** begin Data supplied **
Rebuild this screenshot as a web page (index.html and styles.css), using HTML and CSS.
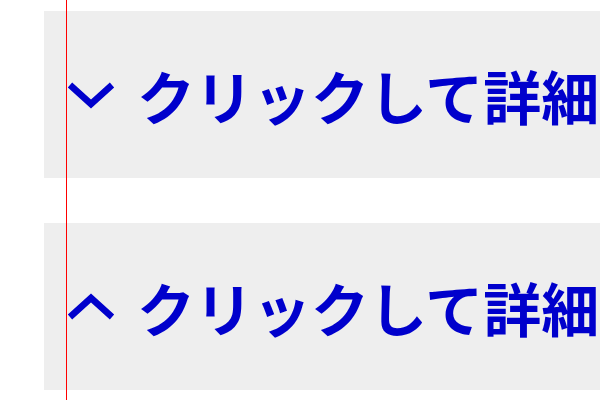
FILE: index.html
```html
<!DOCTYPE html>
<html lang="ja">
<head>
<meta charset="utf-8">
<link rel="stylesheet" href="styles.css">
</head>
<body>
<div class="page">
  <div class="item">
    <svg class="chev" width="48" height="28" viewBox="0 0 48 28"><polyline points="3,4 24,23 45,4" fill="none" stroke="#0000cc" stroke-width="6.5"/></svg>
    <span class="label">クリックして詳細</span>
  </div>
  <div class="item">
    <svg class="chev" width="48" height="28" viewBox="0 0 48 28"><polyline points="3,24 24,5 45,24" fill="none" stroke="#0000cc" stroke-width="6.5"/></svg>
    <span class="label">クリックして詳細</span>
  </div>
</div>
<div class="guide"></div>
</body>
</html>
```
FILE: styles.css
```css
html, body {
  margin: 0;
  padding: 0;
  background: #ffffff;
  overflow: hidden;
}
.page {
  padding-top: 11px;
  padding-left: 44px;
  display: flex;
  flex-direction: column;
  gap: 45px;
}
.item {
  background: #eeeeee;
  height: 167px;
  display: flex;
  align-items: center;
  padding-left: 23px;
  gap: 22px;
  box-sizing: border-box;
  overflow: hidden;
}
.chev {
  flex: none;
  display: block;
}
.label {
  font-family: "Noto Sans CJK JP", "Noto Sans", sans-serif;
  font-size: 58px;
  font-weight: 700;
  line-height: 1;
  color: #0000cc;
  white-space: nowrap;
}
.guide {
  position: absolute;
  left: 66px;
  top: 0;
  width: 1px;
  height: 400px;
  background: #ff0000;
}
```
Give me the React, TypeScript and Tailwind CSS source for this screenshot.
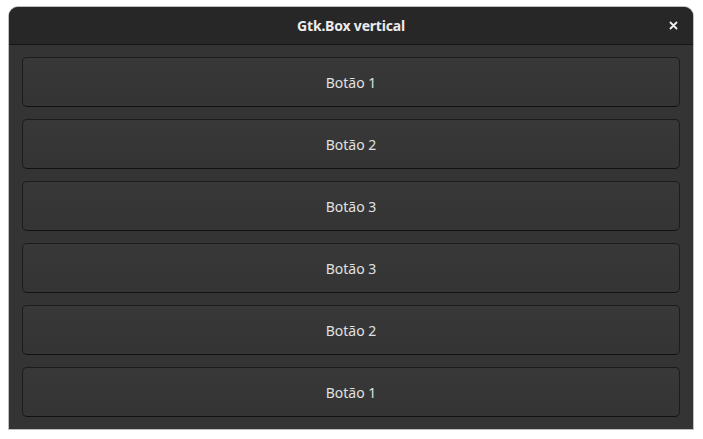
** end Data supplied **
Problem requirements — Retype every record above exactly as written, but leave out the pictures.

Exercise solution —
Rebuild this screenshot as a web page (index.html and styles.css), using HTML and CSS.
FILE: index.html
```html
<!DOCTYPE html>
<html lang="ja">
<head>
<meta charset="utf-8">
<link rel="stylesheet" href="styles.css">
</head>
<body>
<div class="page">
  <div class="item">
    <svg class="chev" width="48" height="28" viewBox="0 0 48 28"><polyline points="3,4 24,23 45,4" fill="none" stroke="#0000cc" stroke-width="6.5"/></svg>
    <span class="label">クリックして詳細</span>
  </div>
  <div class="item">
    <svg class="chev" width="48" height="28" viewBox="0 0 48 28"><polyline points="3,24 24,5 45,24" fill="none" stroke="#0000cc" stroke-width="6.5"/></svg>
    <span class="label">クリックして詳細</span>
  </div>
</div>
<div class="guide"></div>
</body>
</html>
```
FILE: styles.css
```css
html, body {
  margin: 0;
  padding: 0;
  background: #ffffff;
  overflow: hidden;
}
.page {
  padding-top: 11px;
  padding-left: 44px;
  display: flex;
  flex-direction: column;
  gap: 45px;
}
.item {
  background: #eeeeee;
  height: 167px;
  display: flex;
  align-items: center;
  padding-left: 23px;
  gap: 22px;
  box-sizing: border-box;
  overflow: hidden;
}
.chev {
  flex: none;
  display: block;
}
.label {
  font-family: "Noto Sans CJK JP", "Noto Sans", sans-serif;
  font-size: 58px;
  font-weight: 700;
  line-height: 1;
  color: #0000cc;
  white-space: nowrap;
}
.guide {
  position: absolute;
  left: 66px;
  top: 0;
  width: 1px;
  height: 400px;
  background: #ff0000;
}
```
Give me the React, TypeScript and Tailwind CSS source for this screenshot.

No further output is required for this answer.